Johnnie To’s 2011 diptych pivots on the 2008 and current financial crises, the former playfully engaged with producer-writer Wai Ka-fai in the highly formalized romance Don’t Go Breaking My Heart (written on by Ignatiy Vishnevetsky here earlier), and now with the unfailingly ironic Venice competition entry, Life without Principle.
Just as the romance was itself split in two—with a woman torn between two men working in opposite office buildings—To’s new drama is taken in two parts that fold and, fittingly, collapse by the film’s end. The first panel brings a brutal factual and procedural exactitude to the anecdote of a young bank clerk (Denise Ho) whose suffering quarterly results force her to beg, cringe and misguide her clients so she can avoid a phantom hint at redundancy. We see her office tasks and protocol, including a lengthy and unsettlingly suspenseful signing of an investment agreement with a suffering, befuddled old woman. Through To’s precise decoupage, playing with the public bustle of the bank and the private niches, like boldly-colored interrogation chambers, where secrets are confessed and deals are signed, captures a straight-faced treatment of process and behavior, nearly absent of story, and achieving an utterly sinister and foreboding space of work and ethics.
The second panel stars To regular Lau Ching-wan as "Panther," a begging-and-scraping assistant to a local gangster boss, an obliging and selfless man who does everything he can to help his gang and his brothers. Arrest after arrest forces him to travel around the city calling in debts and favors to assemble bail money, a process that quickly, almost surreally, tumbles into stock market speculation with one of his flashy gangster buddies. This financial frenzy of both clerk and assistant, basing their lives around unthinkingly wheedling money from people and seeding it hither and thither comes to a shatteringly halt, as we might expect, when the 2011 crash hits (already, in a film premiering September, 2011!) and the structures the clerk and the assistant have built their lives around have the rug violently yanked from under them.
The clerk’s story is all psychology—we watch her suppress her human instincts and observe the behavior of others, betting their futures for her to survive hers. The assistant is all physical—a nervous, blinking energy machine of selflessness, so integrated into heartfelt loyalty to his clan to prevent his mind from contradicting his instincts. The oppressive mise-en-scène of the bank is contrasted to street-roaming and gangster opulence–Lau’s segment’s opening banquet scene is a masterpiece of motion and side observation, minor narratives and dense visual textures, and a later confrontation with a vengeful investor takes place in an obsidian-cloaked backroom filled with golden animal heads.

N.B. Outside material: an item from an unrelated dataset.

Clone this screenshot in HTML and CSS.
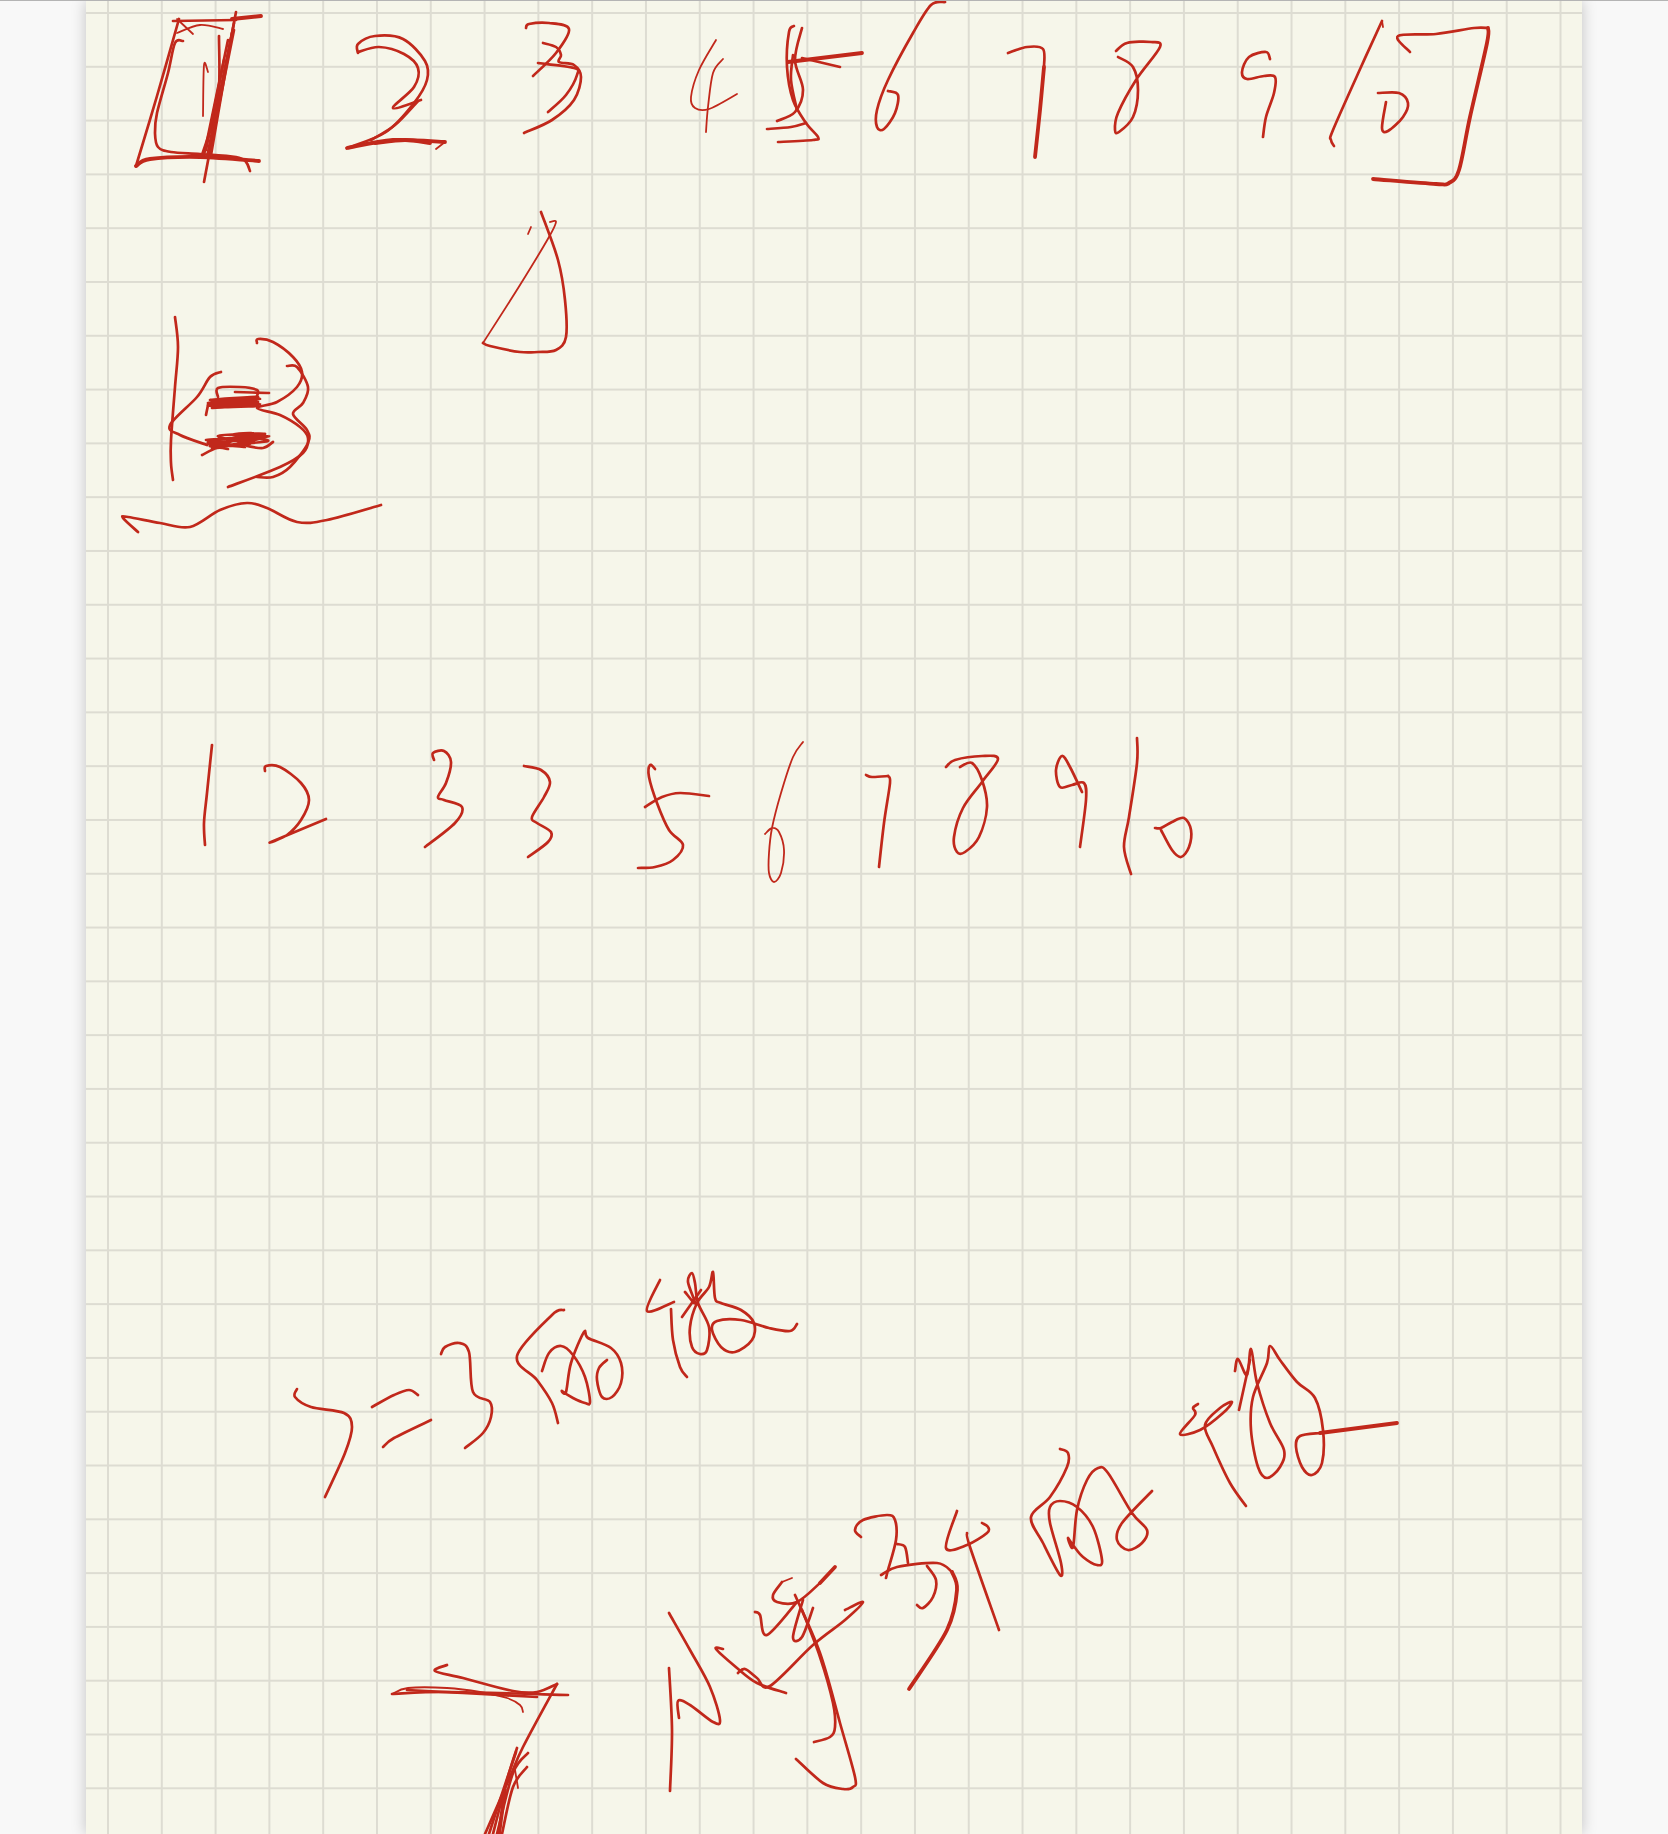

There, To stages an elaborate two-part action between the investor confronting Lau and his investment brother, and while the brother tries to talk his way out of repercussions, the Lau gesticulates hilariously in the background in a pathetic attempt to rescue his gangmate with bottles of Johnnie Walker Black (a carry-over visual motif from Don’t Go Breaking My Heart).
A robbery and a murder—appropriately enough, of a ruthless, lecherous loan shark—unites these two humble underlings and gives them both the chance to save themselves, at least financially. Between them rides a third undercurrent narrative, a police officer (Richie Ren) who is too busy solving crimes around Kong Kong to commit to the speculation—here, the expensive lifestyle his wife begs him to sign for (high rise apartment, a new child)—the other two are knee deep in. The bank clerk, gang assistant, and detective weave around each other, connected by a kind of refraction of their behavior in life into a flow of ethical and unethical behavior. Life without Principle eliminates the clinically fun hijinks of the To-Wai 2011 film but retains its film world that densely ties together the destinies of Hong Kong inhabitants into a jigsaw-like web of ethical actions and rippling, often unknown or unexpected repercussions. The two films form a ruthless, absolutely requisite vision of the world translated into cinematic terms, and each of their highly ironically arbitrary, ostensibly happy endings beg ask truly uncomfortable questions about the world outside cinema and how the world inside cinema deals with it.